Your copy of the material must match it exactly, except that pictures are dropped.

......

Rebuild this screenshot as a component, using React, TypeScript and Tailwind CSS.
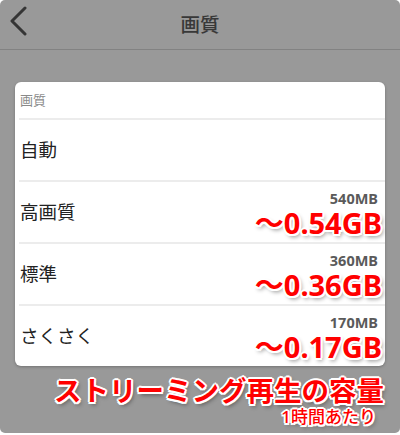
const JP = "font-['Noto_Sans','Noto_Sans_CJK_JP',sans-serif]"

const outline =
  '[text-shadow:-1.5px_-1.5px_0_#fff,1.5px_-1.5px_0_#fff,-1.5px_1.5px_0_#fff,1.5px_1.5px_0_#fff,0_2px_0_#fff,0_-2px_0_#fff,2px_0_0_#fff,-2px_0_0_#fff,2px_3px_4px_rgba(0,0,0,0.45)]'

interface Option {
  label: string
  mb?: string
  gb?: string
}

const options: Option[] = [
  { label: '自動' },
  { label: '高画質', mb: '540MB', gb: '〜0.54GB' },
  { label: '標準', mb: '360MB', gb: '〜0.36GB' },
  { label: 'さくさく', mb: '170MB', gb: '〜0.17GB' },
]

function OptionRow({ option }: { option: Option }) {
  return (
    <div className="ml-1 flex h-[62px] items-center justify-between border-t-2 border-[#ececec] pr-[3px]">
      <span className="pl-px text-[18.5px] leading-none text-[#222]">{option.label}</span>
      {option.mb && (
        <div className="flex flex-col items-end pt-[4px]">
          <span className="pr-[4px] text-[14.5px] font-bold leading-[18px] text-[#5a5a5a]">{option.mb}</span>
          <span className={`text-[29px] font-bold leading-[32px] text-[#ff0000] ${outline}`}>{option.gb}</span>
        </div>
      )}
    </div>
  )
}

export default function App() {
  return (
    <div className={`h-[435px] w-[400px] bg-white ${JP}`}>
      <div className="flex h-[433px] flex-col overflow-hidden rounded-[5px] bg-[#999999]">
        {/* ── header ── */}
        <div className="relative flex h-[50px] shrink-0 items-center justify-center border-b border-[#828282]">
          <svg className="absolute left-[9px] top-[6px]" width="20" height="30" viewBox="0 0 20 30" fill="none">
            <path d="M16 2L3 15l13 13" stroke="#353535" strokeWidth="3" strokeLinecap="round" strokeLinejoin="round" />
          </svg>
          <span className="text-[19.5px] font-medium text-[#383838]">画質</span>
        </div>

        {/* ── card ── */}
        <div className="mx-[15px] mt-[32px] rounded-[6px] bg-white shadow-[0_1px_3px_rgba(0,0,0,0.25)]">
          <div className="flex h-[36px] items-center pl-[5px]">
            <span className="text-[13px] leading-none text-[#8a8a8a]">画質</span>
          </div>
          {options.map(o => (
            <OptionRow key={o.label} option={o} />
          ))}
        </div>

        {/* ── caption ── */}
        <div className="flex flex-col items-end pr-[16px] pt-[9px]">
          <span className={`text-[27.5px] font-bold leading-[32px] text-[#ff0000] ${outline}`}>
            ストリーミング再生の容量
          </span>
          <span className={`pr-[8px] text-[17px] font-medium leading-[20px] text-[#ff0000] ${outline}`}>
            1時間あたり
          </span>
        </div>
      </div>
    </div>
  )
}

......

TASK OUTPUT:
Rebuild this screenshot as a component, using React, TypeScript and Tailwind CSS.
const JP = "font-['Noto_Sans','Noto_Sans_CJK_JP',sans-serif]"

const outline =
  '[text-shadow:-1.5px_-1.5px_0_#fff,1.5px_-1.5px_0_#fff,-1.5px_1.5px_0_#fff,1.5px_1.5px_0_#fff,0_2px_0_#fff,0_-2px_0_#fff,2px_0_0_#fff,-2px_0_0_#fff,2px_3px_4px_rgba(0,0,0,0.45)]'

interface Option {
  label: string
  mb?: string
  gb?: string
}

const options: Option[] = [
  { label: '自動' },
  { label: '高画質', mb: '540MB', gb: '〜0.54GB' },
  { label: '標準', mb: '360MB', gb: '〜0.36GB' },
  { label: 'さくさく', mb: '170MB', gb: '〜0.17GB' },
]

function OptionRow({ option }: { option: Option }) {
  return (
    <div className="ml-1 flex h-[62px] items-center justify-between border-t-2 border-[#ececec] pr-[3px]">
      <span className="pl-px text-[18.5px] leading-none text-[#222]">{option.label}</span>
      {option.mb && (
        <div className="flex flex-col items-end pt-[4px]">
          <span className="pr-[4px] text-[14.5px] font-bold leading-[18px] text-[#5a5a5a]">{option.mb}</span>
          <span className={`text-[29px] font-bold leading-[32px] text-[#ff0000] ${outline}`}>{option.gb}</span>
        </div>
      )}
    </div>
  )
}

export default function App() {
  return (
    <div className={`h-[435px] w-[400px] bg-white ${JP}`}>
      <div className="flex h-[433px] flex-col overflow-hidden rounded-[5px] bg-[#999999]">
        {/* ── header ── */}
        <div className="relative flex h-[50px] shrink-0 items-center justify-center border-b border-[#828282]">
          <svg className="absolute left-[9px] top-[6px]" width="20" height="30" viewBox="0 0 20 30" fill="none">
            <path d="M16 2L3 15l13 13" stroke="#353535" strokeWidth="3" strokeLinecap="round" strokeLinejoin="round" />
          </svg>
          <span className="text-[19.5px] font-medium text-[#383838]">画質</span>
        </div>

        {/* ── card ── */}
        <div className="mx-[15px] mt-[32px] rounded-[6px] bg-white shadow-[0_1px_3px_rgba(0,0,0,0.25)]">
          <div className="flex h-[36px] items-center pl-[5px]">
            <span className="text-[13px] leading-none text-[#8a8a8a]">画質</span>
          </div>
          {options.map(o => (
            <OptionRow key={o.label} option={o} />
          ))}
        </div>

        {/* ── caption ── */}
        <div className="flex flex-col items-end pr-[16px] pt-[9px]">
          <span className={`text-[27.5px] font-bold leading-[32px] text-[#ff0000] ${outline}`}>
            ストリーミング再生の容量
          </span>
          <span className={`pr-[8px] text-[17px] font-medium leading-[20px] text-[#ff0000] ${outline}`}>
            1時間あたり
          </span>
        </div>
      </div>
    </div>
  )
}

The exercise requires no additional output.